▶ **Given information**
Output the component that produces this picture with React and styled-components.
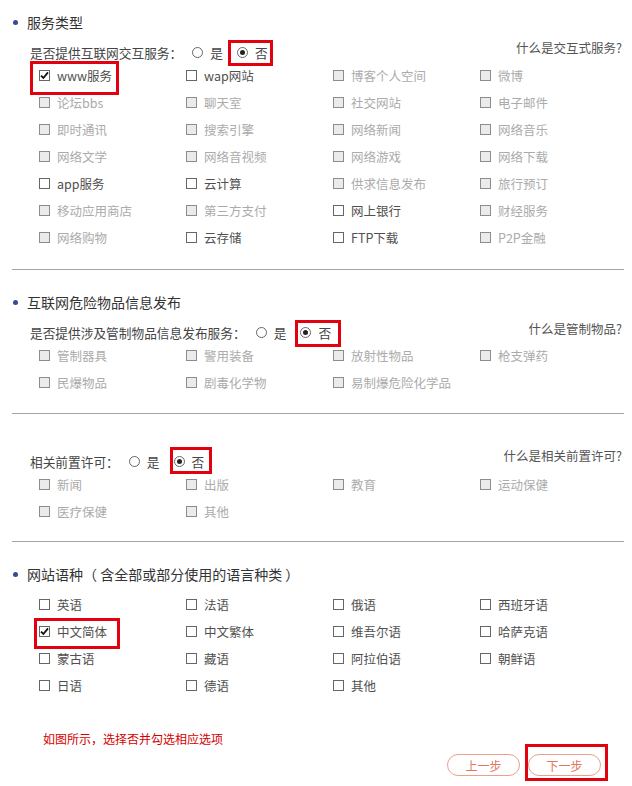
import React from "react";
import styled, { createGlobalStyle } from "styled-components";

const GlobalStyle = createGlobalStyle`
  body {
    margin: 0;
    background: #fff;
    font-family: "Noto Sans CJK SC", "Noto Sans", sans-serif;
  }
`;

const Page = styled.div`
  width: 632px;
  padding-bottom: 10px;
`;

const Section = styled.div`
  padding: ${(props) => props.$top}px 10px 0 13px;
`;

const Title = styled.div`
  display: flex;
  align-items: center;
  gap: 9px;
  height: 20px;
  font-size: 14px;
  color: #333;
  &::before {
    content: "";
    width: 5px;
    height: 5px;
    border-radius: 50%;
    background: #3b4896;
  }
`;

const Question = styled.div`
  display: flex;
  align-items: center;
  height: 20px;
  margin-top: ${(props) => props.$top || 0}px;
  padding-left: 17px;
  font-size: 12.7px;
  color: #444;
`;

const QuestionLabel = styled.span`
  margin-right: 10px;
`;

const Help = styled.span`
  margin-left: auto;
  margin-bottom: ${(props) => props.$lift * 2}px;
  font-size: 12.5px;
  color: #555;
  white-space: nowrap;
`;

const RadioOption = styled.label`
  display: flex;
  align-items: center;
  gap: 7px;
  margin-right: 14px;
`;

const RadioCircle = styled.span`
  box-sizing: border-box;
  display: flex;
  align-items: center;
  justify-content: center;
  width: 11px;
  height: 11px;
  border: 1px solid #666;
  border-radius: 50%;
  &::after {
    content: "";
    display: ${(props) => (props.$checked ? "block" : "none")};
    width: 5px;
    height: 5px;
    border-radius: 50%;
    background: #222;
  }
`;

const Highlight = styled.span`
  position: relative;
  display: inline-flex;
  justify-self: start;
  &::after {
    content: "";
    position: absolute;
    top: ${(props) => props.$t}px;
    right: ${(props) => props.$r}px;
    bottom: ${(props) => props.$b}px;
    left: ${(props) => props.$l}px;
    border: 3px solid #e3000f;
    pointer-events: none;
  }
`;

const Grid = styled.div`
  display: grid;
  grid-template-columns: repeat(4, 147px);
  grid-auto-rows: 27px;
  margin-top: ${(props) => props.$top || 0}px;
  padding-left: 26px;
`;

const Item = styled.label`
  display: flex;
  align-items: center;
  gap: 7px;
  font-size: 12.5px;
  color: ${(props) => (props.$disabled ? "#ababab" : "#505050")};
  white-space: nowrap;
`;

const Box = styled.span`
  box-sizing: border-box;
  display: flex;
  align-items: center;
  justify-content: center;
  width: 11px;
  height: 11px;
  border: 1px solid ${(props) => (props.$disabled ? "#8c8c8c" : "#666")};
  background: ${(props) => (props.$disabled ? "#ebebeb" : "#fff")};
  svg {
    display: block;
  }
`;

const Divider = styled.div`
  height: 1px;
  margin: ${(props) => props.$top}px 8px 0 12px;
  background: #a6a6a6;
`;

const Note = styled.div`
  margin: 31px 0 0 43px;
  font-size: 12px;
  line-height: 18px;
  color: #d40000;
`;

const Actions = styled.div`
  display: flex;
  justify-content: flex-end;
  gap: 8px;
  margin-top: 6px;
  padding-right: 31px;
`;

const StepButton = styled.button`
  box-sizing: border-box;
  width: 73px;
  height: 22px;
  padding: 0;
  border: 1px solid #e9a18d;
  border-radius: 11px;
  background: #fff;
  font-family: inherit;
  font-size: 12px;
  color: #e2775a;
`;

function Check({ label, checked, disabled }) {
  return (
    <Item $disabled={disabled}>
      <Box $disabled={disabled}>
        {checked && (
          <svg width="9" height="9" viewBox="0 0 9 9">
            <path d="M1 4.6 L3.4 7 L8 1.4" fill="none" stroke="#111" strokeWidth="1.8" />
          </svg>
        )}
      </Box>
      {label}
    </Item>
  );
}

function Radio({ label, checked }) {
  return (
    <RadioOption>
      <RadioCircle $checked={checked} />
      {label}
    </RadioOption>
  );
}

function Options({ items, top }) {
  return (
    <Grid $top={top}>
      {items.map((item, i) =>
        item.box ? (
          <Highlight key={i} {...item.box}>
            <Check label={item.label} checked={item.checked} disabled={item.disabled} />
          </Highlight>
        ) : (
          <Check key={i} label={item.label} checked={item.checked} disabled={item.disabled} />
        )
      )}
    </Grid>
  );
}

const on = (label, extra) => ({ label, ...extra });
const off = (label) => ({ label, disabled: true });

const services = [
  on("www服务", { checked: true, box: { $t: -1, $r: -7, $b: -6, $l: -9 } }),
  on("wap网站"), off("博客个人空间"), off("微博"),
  off("论坛bbs"), off("聊天室"), off("社交网站"), off("电子邮件"),
  off("即时通讯"), off("搜索引擎"), off("网络新闻"), off("网络音乐"),
  off("网络文学"), off("网络音视频"), off("网络游戏"), off("网络下载"),
  on("app服务"), on("云计算"), off("供求信息发布"), off("旅行预订"),
  off("移动应用商店"), off("第三方支付"), on("网上银行"), off("财经服务"),
  off("网络购物"), on("云存储"), on("FTP下载"), off("P2P金融"),
];

const goods = [
  off("管制器具"), off("警用装备"), off("放射性物品"), off("枪支弹药"),
  off("民爆物品"), off("剧毒化学物"), off("易制爆危险化学品"),
];

const permits = [
  off("新闻"), off("出版"), off("教育"), off("运动保健"),
  off("医疗保健"), off("其他"),
];

const languages = [
  on("英语"), on("法语"), on("俄语"), on("西班牙语"),
  on("中文简体", { checked: true, box: { $t: 0, $r: -13, $b: -4, $l: -5 } }),
  on("中文繁体"), on("维吾尔语"), on("哈萨克语"),
  on("蒙古语"), on("藏语"), on("阿拉伯语"), on("朝鲜语"),
  on("日语"), on("德语"), on("其他"),
];

export default function App() {
  return (
    <Page>
      <GlobalStyle />
      <Section $top={12}>
        <Title>服务类型</Title>
        <Question $top={10}>
          <QuestionLabel>是否提供互联网交互服务：</QuestionLabel>
          <Radio label="是" />
          <Highlight $t={-3} $r={9} $b={-4} $l={-9}>
            <Radio label="否" checked />
          </Highlight>
          <Help $lift={5}>什么是交互式服务?</Help>
        </Question>
        <Options items={services} />
      </Section>
      <Divider $top={18} />

      <Section $top={22}>
        <Title>互联网危险物品信息发布</Title>
        <Question $top={10}>
          <QuestionLabel>是否提供涉及管制物品信息发布服务：</QuestionLabel>
          <Radio label="是" />
          <Highlight $t={-3} $r={4} $b={-5} $l={-5}>
            <Radio label="否" checked />
          </Highlight>
          <Help $lift={4}>什么是管制物品?</Help>
        </Question>
        <Options items={goods} />
      </Section>
      <Divider $top={17} />

      <Section $top={37}>
        <Question>
          <QuestionLabel>相关前置许可：</QuestionLabel>
          <Radio label="是" />
          <Highlight $t={-5} $r={6} $b={-3} $l={-4}>
            <Radio label="否" checked />
          </Highlight>
          <Help $lift={6}>什么是相关前置许可?</Help>
        </Question>
        <Options items={permits} />
      </Section>
      <Divider $top={16} />

      <Section $top={22}>
        <Title>网站语种（ 含全部或部分使用的语言种类 ）</Title>
        <Options items={languages} top={7} />
      </Section>

      <Note>如图所示，选择否并勾选相应选项</Note>
      <Actions>
        <StepButton>上一步</StepButton>
        <Highlight $t={-10} $r={-7} $b={-5} $l={-3}>
          <StepButton>下一步</StepButton>
        </Highlight>
      </Actions>
    </Page>
  );
}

▶ **Stated exercise**
Repeat the material above in full and exactly, apart from the pictures.

▶ **Response below**
Output the component that produces this picture with React and styled-components.
import React from "react";
import styled, { createGlobalStyle } from "styled-components";

const GlobalStyle = createGlobalStyle`
  body {
    margin: 0;
    background: #fff;
    font-family: "Noto Sans CJK SC", "Noto Sans", sans-serif;
  }
`;

const Page = styled.div`
  width: 632px;
  padding-bottom: 10px;
`;

const Section = styled.div`
  padding: ${(props) => props.$top}px 10px 0 13px;
`;

const Title = styled.div`
  display: flex;
  align-items: center;
  gap: 9px;
  height: 20px;
  font-size: 14px;
  color: #333;
  &::before {
    content: "";
    width: 5px;
    height: 5px;
    border-radius: 50%;
    background: #3b4896;
  }
`;

const Question = styled.div`
  display: flex;
  align-items: center;
  height: 20px;
  margin-top: ${(props) => props.$top || 0}px;
  padding-left: 17px;
  font-size: 12.7px;
  color: #444;
`;

const QuestionLabel = styled.span`
  margin-right: 10px;
`;

const Help = styled.span`
  margin-left: auto;
  margin-bottom: ${(props) => props.$lift * 2}px;
  font-size: 12.5px;
  color: #555;
  white-space: nowrap;
`;

const RadioOption = styled.label`
  display: flex;
  align-items: center;
  gap: 7px;
  margin-right: 14px;
`;

const RadioCircle = styled.span`
  box-sizing: border-box;
  display: flex;
  align-items: center;
  justify-content: center;
  width: 11px;
  height: 11px;
  border: 1px solid #666;
  border-radius: 50%;
  &::after {
    content: "";
    display: ${(props) => (props.$checked ? "block" : "none")};
    width: 5px;
    height: 5px;
    border-radius: 50%;
    background: #222;
  }
`;

const Highlight = styled.span`
  position: relative;
  display: inline-flex;
  justify-self: start;
  &::after {
    content: "";
    position: absolute;
    top: ${(props) => props.$t}px;
    right: ${(props) => props.$r}px;
    bottom: ${(props) => props.$b}px;
    left: ${(props) => props.$l}px;
    border: 3px solid #e3000f;
    pointer-events: none;
  }
`;

const Grid = styled.div`
  display: grid;
  grid-template-columns: repeat(4, 147px);
  grid-auto-rows: 27px;
  margin-top: ${(props) => props.$top || 0}px;
  padding-left: 26px;
`;

const Item = styled.label`
  display: flex;
  align-items: center;
  gap: 7px;
  font-size: 12.5px;
  color: ${(props) => (props.$disabled ? "#ababab" : "#505050")};
  white-space: nowrap;
`;

const Box = styled.span`
  box-sizing: border-box;
  display: flex;
  align-items: center;
  justify-content: center;
  width: 11px;
  height: 11px;
  border: 1px solid ${(props) => (props.$disabled ? "#8c8c8c" : "#666")};
  background: ${(props) => (props.$disabled ? "#ebebeb" : "#fff")};
  svg {
    display: block;
  }
`;

const Divider = styled.div`
  height: 1px;
  margin: ${(props) => props.$top}px 8px 0 12px;
  background: #a6a6a6;
`;

const Note = styled.div`
  margin: 31px 0 0 43px;
  font-size: 12px;
  line-height: 18px;
  color: #d40000;
`;

const Actions = styled.div`
  display: flex;
  justify-content: flex-end;
  gap: 8px;
  margin-top: 6px;
  padding-right: 31px;
`;

const StepButton = styled.button`
  box-sizing: border-box;
  width: 73px;
  height: 22px;
  padding: 0;
  border: 1px solid #e9a18d;
  border-radius: 11px;
  background: #fff;
  font-family: inherit;
  font-size: 12px;
  color: #e2775a;
`;

function Check({ label, checked, disabled }) {
  return (
    <Item $disabled={disabled}>
      <Box $disabled={disabled}>
        {checked && (
          <svg width="9" height="9" viewBox="0 0 9 9">
            <path d="M1 4.6 L3.4 7 L8 1.4" fill="none" stroke="#111" strokeWidth="1.8" />
          </svg>
        )}
      </Box>
      {label}
    </Item>
  );
}

function Radio({ label, checked }) {
  return (
    <RadioOption>
      <RadioCircle $checked={checked} />
      {label}
    </RadioOption>
  );
}

function Options({ items, top }) {
  return (
    <Grid $top={top}>
      {items.map((item, i) =>
        item.box ? (
          <Highlight key={i} {...item.box}>
            <Check label={item.label} checked={item.checked} disabled={item.disabled} />
          </Highlight>
        ) : (
          <Check key={i} label={item.label} checked={item.checked} disabled={item.disabled} />
        )
      )}
    </Grid>
  );
}

const on = (label, extra) => ({ label, ...extra });
const off = (label) => ({ label, disabled: true });

const services = [
  on("www服务", { checked: true, box: { $t: -1, $r: -7, $b: -6, $l: -9 } }),
  on("wap网站"), off("博客个人空间"), off("微博"),
  off("论坛bbs"), off("聊天室"), off("社交网站"), off("电子邮件"),
  off("即时通讯"), off("搜索引擎"), off("网络新闻"), off("网络音乐"),
  off("网络文学"), off("网络音视频"), off("网络游戏"), off("网络下载"),
  on("app服务"), on("云计算"), off("供求信息发布"), off("旅行预订"),
  off("移动应用商店"), off("第三方支付"), on("网上银行"), off("财经服务"),
  off("网络购物"), on("云存储"), on("FTP下载"), off("P2P金融"),
];

const goods = [
  off("管制器具"), off("警用装备"), off("放射性物品"), off("枪支弹药"),
  off("民爆物品"), off("剧毒化学物"), off("易制爆危险化学品"),
];

const permits = [
  off("新闻"), off("出版"), off("教育"), off("运动保健"),
  off("医疗保健"), off("其他"),
];

const languages = [
  on("英语"), on("法语"), on("俄语"), on("西班牙语"),
  on("中文简体", { checked: true, box: { $t: 0, $r: -13, $b: -4, $l: -5 } }),
  on("中文繁体"), on("维吾尔语"), on("哈萨克语"),
  on("蒙古语"), on("藏语"), on("阿拉伯语"), on("朝鲜语"),
  on("日语"), on("德语"), on("其他"),
];

export default function App() {
  return (
    <Page>
      <GlobalStyle />
      <Section $top={12}>
        <Title>服务类型</Title>
        <Question $top={10}>
          <QuestionLabel>是否提供互联网交互服务：</QuestionLabel>
          <Radio label="是" />
          <Highlight $t={-3} $r={9} $b={-4} $l={-9}>
            <Radio label="否" checked />
          </Highlight>
          <Help $lift={5}>什么是交互式服务?</Help>
        </Question>
        <Options items={services} />
      </Section>
      <Divider $top={18} />

      <Section $top={22}>
        <Title>互联网危险物品信息发布</Title>
        <Question $top={10}>
          <QuestionLabel>是否提供涉及管制物品信息发布服务：</QuestionLabel>
          <Radio label="是" />
          <Highlight $t={-3} $r={4} $b={-5} $l={-5}>
            <Radio label="否" checked />
          </Highlight>
          <Help $lift={4}>什么是管制物品?</Help>
        </Question>
        <Options items={goods} />
      </Section>
      <Divider $top={17} />

      <Section $top={37}>
        <Question>
          <QuestionLabel>相关前置许可：</QuestionLabel>
          <Radio label="是" />
          <Highlight $t={-5} $r={6} $b={-3} $l={-4}>
            <Radio label="否" checked />
          </Highlight>
          <Help $lift={6}>什么是相关前置许可?</Help>
        </Question>
        <Options items={permits} />
      </Section>
      <Divider $top={16} />

      <Section $top={22}>
        <Title>网站语种（ 含全部或部分使用的语言种类 ）</Title>
        <Options items={languages} top={7} />
      </Section>

      <Note>如图所示，选择否并勾选相应选项</Note>
      <Actions>
        <StepButton>上一步</StepButton>
        <Highlight $t={-10} $r={-7} $b={-5} $l={-3}>
          <StepButton>下一步</StepButton>
        </Highlight>
      </Actions>
    </Page>
  );
}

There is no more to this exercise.